A significant institutional transition
The policy decision is broader than a simple adjustment to bank lending rules. It signals Ethiopia’s movement from administrative monetary management toward a framework in which interest rates and market-based liquidity instruments play the central role.
This is a necessary step in the modernisation of monetary policy. A price-based framework can provide clearer signals, improve resource allocation and allow the central bank to respond more flexibly to changing economic conditions.
But market-based monetary policy is institutionally demanding. It requires a liquid interbank market, active Treasury-security markets, credible inflation analysis, reliable banking data, effective communication and consistent policy execution.

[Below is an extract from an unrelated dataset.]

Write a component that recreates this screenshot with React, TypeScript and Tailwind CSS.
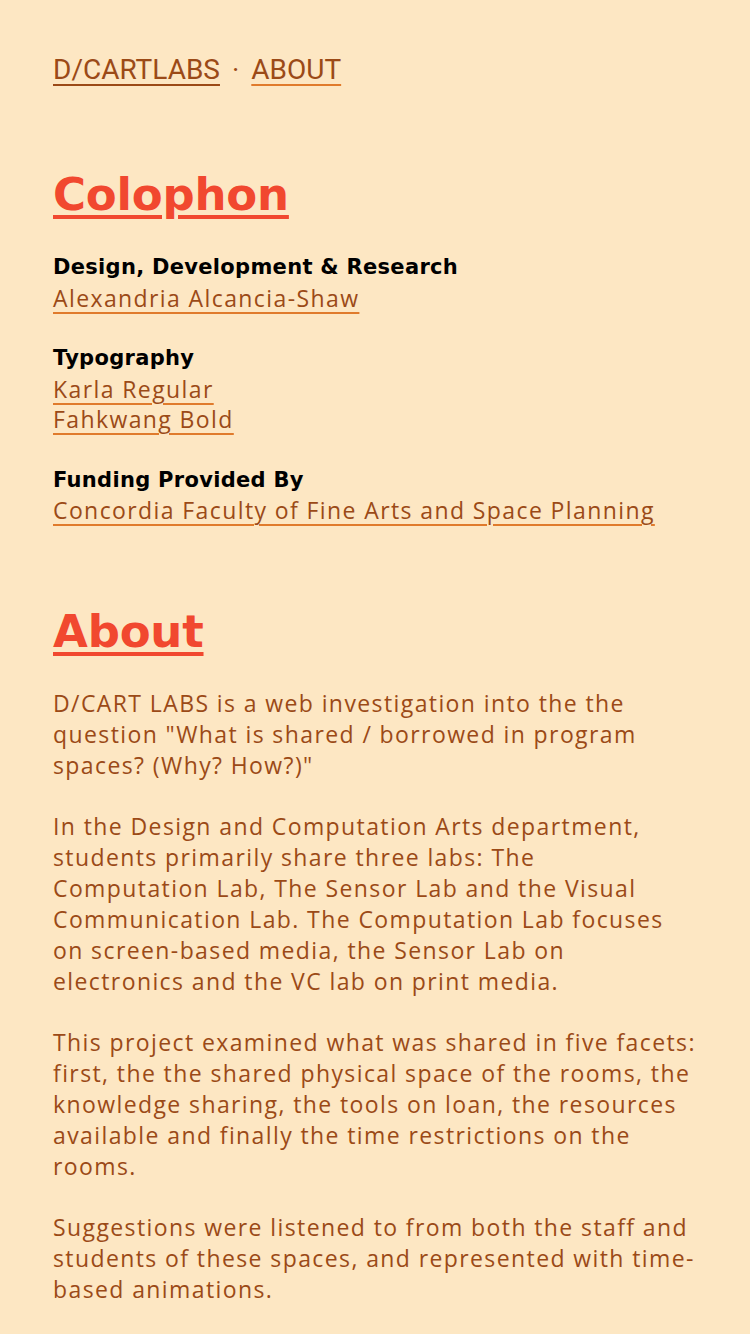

The NBE has removed a visible and easily enforceable restriction. It must now demonstrate that the replacement framework can control credit and inflation with greater precision.
Conclusion
The removal of Ethiopia’s credit cap should not be interpreted as monetary easing. The NBE has explicitly maintained a tight policy stance and raised its policy rate from 15 percent to 16 percent to offset the potential expansionary effect of removing the ceiling.
The policy package creates more room for banks to allocate credit according to commercial and risk considerations. It may improve access to financing for productive businesses and strengthen competition within the banking sector. At the same time, credit is likely to become more market-priced, more selective and potentially more expensive.
The critical issue is no longer whether banks are legally permitted to expand their loan portfolios. It is whether the NBE can use interest rates, liquidity operations, reserve requirements and bank-specific supervision effectively enough to prevent renewed credit expansion from becoming a new source of inflation.
That will be the real test of Ethiopia’s transition to an interest-rate-based monetary-policy regime.